> What to do
Set the listing down again in full, word for word, with the pictures left out.

> Information provided
=======

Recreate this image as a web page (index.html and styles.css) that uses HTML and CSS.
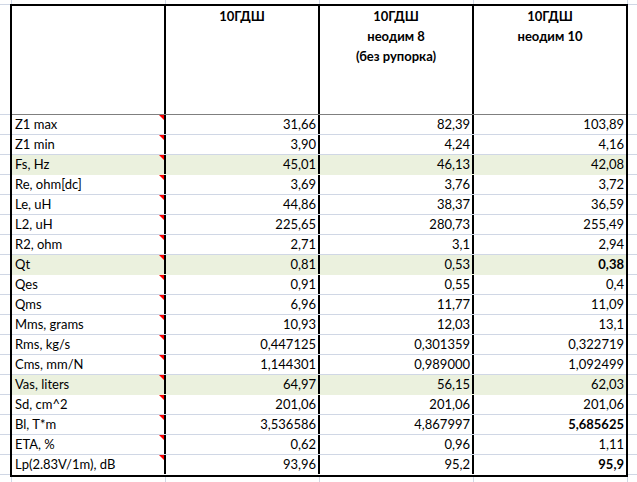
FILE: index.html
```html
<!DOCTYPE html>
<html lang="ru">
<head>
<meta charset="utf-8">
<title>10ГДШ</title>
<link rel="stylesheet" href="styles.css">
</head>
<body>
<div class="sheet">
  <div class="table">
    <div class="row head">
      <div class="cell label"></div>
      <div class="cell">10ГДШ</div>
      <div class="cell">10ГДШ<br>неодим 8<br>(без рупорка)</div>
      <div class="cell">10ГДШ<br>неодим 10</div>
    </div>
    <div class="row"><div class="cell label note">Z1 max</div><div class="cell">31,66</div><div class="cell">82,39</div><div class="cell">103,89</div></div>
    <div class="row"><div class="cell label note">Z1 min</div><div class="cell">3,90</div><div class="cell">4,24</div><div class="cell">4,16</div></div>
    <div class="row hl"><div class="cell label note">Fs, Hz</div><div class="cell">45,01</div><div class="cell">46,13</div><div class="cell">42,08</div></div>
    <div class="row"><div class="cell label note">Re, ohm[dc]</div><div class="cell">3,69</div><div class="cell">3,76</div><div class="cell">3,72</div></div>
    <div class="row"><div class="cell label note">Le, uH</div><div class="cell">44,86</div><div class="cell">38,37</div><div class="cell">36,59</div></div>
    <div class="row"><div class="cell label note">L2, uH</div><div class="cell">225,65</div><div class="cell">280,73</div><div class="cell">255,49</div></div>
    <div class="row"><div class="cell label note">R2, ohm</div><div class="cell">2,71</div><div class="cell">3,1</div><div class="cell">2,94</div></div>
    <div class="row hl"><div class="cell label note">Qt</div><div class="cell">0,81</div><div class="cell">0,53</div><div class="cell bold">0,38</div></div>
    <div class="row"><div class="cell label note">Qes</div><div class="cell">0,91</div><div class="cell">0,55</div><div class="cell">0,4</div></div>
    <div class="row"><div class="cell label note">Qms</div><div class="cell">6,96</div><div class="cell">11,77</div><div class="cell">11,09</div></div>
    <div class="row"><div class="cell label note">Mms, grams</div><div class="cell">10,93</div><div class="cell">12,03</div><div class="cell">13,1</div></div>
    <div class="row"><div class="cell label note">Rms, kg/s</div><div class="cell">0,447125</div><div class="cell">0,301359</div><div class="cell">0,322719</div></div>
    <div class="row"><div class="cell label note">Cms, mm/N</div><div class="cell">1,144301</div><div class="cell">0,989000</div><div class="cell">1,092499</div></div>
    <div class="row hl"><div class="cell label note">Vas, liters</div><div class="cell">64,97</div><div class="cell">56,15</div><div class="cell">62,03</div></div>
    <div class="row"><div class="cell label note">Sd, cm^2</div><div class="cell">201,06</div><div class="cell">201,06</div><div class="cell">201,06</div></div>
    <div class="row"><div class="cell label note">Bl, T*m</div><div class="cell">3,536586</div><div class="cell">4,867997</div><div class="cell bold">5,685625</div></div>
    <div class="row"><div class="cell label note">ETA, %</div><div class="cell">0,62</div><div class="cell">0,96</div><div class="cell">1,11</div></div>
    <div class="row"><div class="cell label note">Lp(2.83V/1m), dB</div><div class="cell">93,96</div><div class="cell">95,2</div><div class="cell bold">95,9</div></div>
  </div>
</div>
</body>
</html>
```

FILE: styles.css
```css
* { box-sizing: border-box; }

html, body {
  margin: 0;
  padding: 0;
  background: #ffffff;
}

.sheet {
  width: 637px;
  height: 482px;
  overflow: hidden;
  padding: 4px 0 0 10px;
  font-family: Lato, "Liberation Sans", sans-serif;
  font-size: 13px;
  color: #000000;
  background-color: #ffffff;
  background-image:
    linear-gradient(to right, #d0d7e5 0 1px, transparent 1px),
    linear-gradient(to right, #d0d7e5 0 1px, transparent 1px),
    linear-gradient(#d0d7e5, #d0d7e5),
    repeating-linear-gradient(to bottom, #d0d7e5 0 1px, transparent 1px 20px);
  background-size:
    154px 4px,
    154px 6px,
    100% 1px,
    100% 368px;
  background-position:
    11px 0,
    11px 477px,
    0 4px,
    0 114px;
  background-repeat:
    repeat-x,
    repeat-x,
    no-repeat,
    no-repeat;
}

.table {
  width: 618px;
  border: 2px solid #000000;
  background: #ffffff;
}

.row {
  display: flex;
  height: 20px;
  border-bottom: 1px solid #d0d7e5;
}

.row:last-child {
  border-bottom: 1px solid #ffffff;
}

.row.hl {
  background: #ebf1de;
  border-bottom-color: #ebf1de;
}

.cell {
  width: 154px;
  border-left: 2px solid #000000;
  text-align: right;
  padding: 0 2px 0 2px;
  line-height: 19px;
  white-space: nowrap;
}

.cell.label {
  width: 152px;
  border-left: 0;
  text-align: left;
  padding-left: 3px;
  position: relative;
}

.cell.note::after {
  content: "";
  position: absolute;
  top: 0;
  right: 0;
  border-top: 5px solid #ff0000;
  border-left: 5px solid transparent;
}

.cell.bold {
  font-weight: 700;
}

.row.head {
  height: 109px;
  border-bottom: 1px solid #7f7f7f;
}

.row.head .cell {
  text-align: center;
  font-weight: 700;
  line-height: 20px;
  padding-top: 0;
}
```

=======

> Correct output
Recreate this image as a web page (index.html and styles.css) that uses HTML and CSS.
FILE: index.html
```html
<!DOCTYPE html>
<html lang="ru">
<head>
<meta charset="utf-8">
<title>10ГДШ</title>
<link rel="stylesheet" href="styles.css">
</head>
<body>
<div class="sheet">
  <div class="table">
    <div class="row head">
      <div class="cell label"></div>
      <div class="cell">10ГДШ</div>
      <div class="cell">10ГДШ<br>неодим 8<br>(без рупорка)</div>
      <div class="cell">10ГДШ<br>неодим 10</div>
    </div>
    <div class="row"><div class="cell label note">Z1 max</div><div class="cell">31,66</div><div class="cell">82,39</div><div class="cell">103,89</div></div>
    <div class="row"><div class="cell label note">Z1 min</div><div class="cell">3,90</div><div class="cell">4,24</div><div class="cell">4,16</div></div>
    <div class="row hl"><div class="cell label note">Fs, Hz</div><div class="cell">45,01</div><div class="cell">46,13</div><div class="cell">42,08</div></div>
    <div class="row"><div class="cell label note">Re, ohm[dc]</div><div class="cell">3,69</div><div class="cell">3,76</div><div class="cell">3,72</div></div>
    <div class="row"><div class="cell label note">Le, uH</div><div class="cell">44,86</div><div class="cell">38,37</div><div class="cell">36,59</div></div>
    <div class="row"><div class="cell label note">L2, uH</div><div class="cell">225,65</div><div class="cell">280,73</div><div class="cell">255,49</div></div>
    <div class="row"><div class="cell label note">R2, ohm</div><div class="cell">2,71</div><div class="cell">3,1</div><div class="cell">2,94</div></div>
    <div class="row hl"><div class="cell label note">Qt</div><div class="cell">0,81</div><div class="cell">0,53</div><div class="cell bold">0,38</div></div>
    <div class="row"><div class="cell label note">Qes</div><div class="cell">0,91</div><div class="cell">0,55</div><div class="cell">0,4</div></div>
    <div class="row"><div class="cell label note">Qms</div><div class="cell">6,96</div><div class="cell">11,77</div><div class="cell">11,09</div></div>
    <div class="row"><div class="cell label note">Mms, grams</div><div class="cell">10,93</div><div class="cell">12,03</div><div class="cell">13,1</div></div>
    <div class="row"><div class="cell label note">Rms, kg/s</div><div class="cell">0,447125</div><div class="cell">0,301359</div><div class="cell">0,322719</div></div>
    <div class="row"><div class="cell label note">Cms, mm/N</div><div class="cell">1,144301</div><div class="cell">0,989000</div><div class="cell">1,092499</div></div>
    <div class="row hl"><div class="cell label note">Vas, liters</div><div class="cell">64,97</div><div class="cell">56,15</div><div class="cell">62,03</div></div>
    <div class="row"><div class="cell label note">Sd, cm^2</div><div class="cell">201,06</div><div class="cell">201,06</div><div class="cell">201,06</div></div>
    <div class="row"><div class="cell label note">Bl, T*m</div><div class="cell">3,536586</div><div class="cell">4,867997</div><div class="cell bold">5,685625</div></div>
    <div class="row"><div class="cell label note">ETA, %</div><div class="cell">0,62</div><div class="cell">0,96</div><div class="cell">1,11</div></div>
    <div class="row"><div class="cell label note">Lp(2.83V/1m), dB</div><div class="cell">93,96</div><div class="cell">95,2</div><div class="cell bold">95,9</div></div>
  </div>
</div>
</body>
</html>
```

FILE: styles.css
```css
* { box-sizing: border-box; }

html, body {
  margin: 0;
  padding: 0;
  background: #ffffff;
}

.sheet {
  width: 637px;
  height: 482px;
  overflow: hidden;
  padding: 4px 0 0 10px;
  font-family: Lato, "Liberation Sans", sans-serif;
  font-size: 13px;
  color: #000000;
  background-color: #ffffff;
  background-image:
    linear-gradient(to right, #d0d7e5 0 1px, transparent 1px),
    linear-gradient(to right, #d0d7e5 0 1px, transparent 1px),
    linear-gradient(#d0d7e5, #d0d7e5),
    repeating-linear-gradient(to bottom, #d0d7e5 0 1px, transparent 1px 20px);
  background-size:
    154px 4px,
    154px 6px,
    100% 1px,
    100% 368px;
  background-position:
    11px 0,
    11px 477px,
    0 4px,
    0 114px;
  background-repeat:
    repeat-x,
    repeat-x,
    no-repeat,
    no-repeat;
}

.table {
  width: 618px;
  border: 2px solid #000000;
  background: #ffffff;
}

.row {
  display: flex;
  height: 20px;
  border-bottom: 1px solid #d0d7e5;
}

.row:last-child {
  border-bottom: 1px solid #ffffff;
}

.row.hl {
  background: #ebf1de;
  border-bottom-color: #ebf1de;
}

.cell {
  width: 154px;
  border-left: 2px solid #000000;
  text-align: right;
  padding: 0 2px 0 2px;
  line-height: 19px;
  white-space: nowrap;
}

.cell.label {
  width: 152px;
  border-left: 0;
  text-align: left;
  padding-left: 3px;
  position: relative;
}

.cell.note::after {
  content: "";
  position: absolute;
  top: 0;
  right: 0;
  border-top: 5px solid #ff0000;
  border-left: 5px solid transparent;
}

.cell.bold {
  font-weight: 700;
}

.row.head {
  height: 109px;
  border-bottom: 1px solid #7f7f7f;
}

.row.head .cell {
  text-align: center;
  font-weight: 700;
  line-height: 20px;
  padding-top: 0;
}
```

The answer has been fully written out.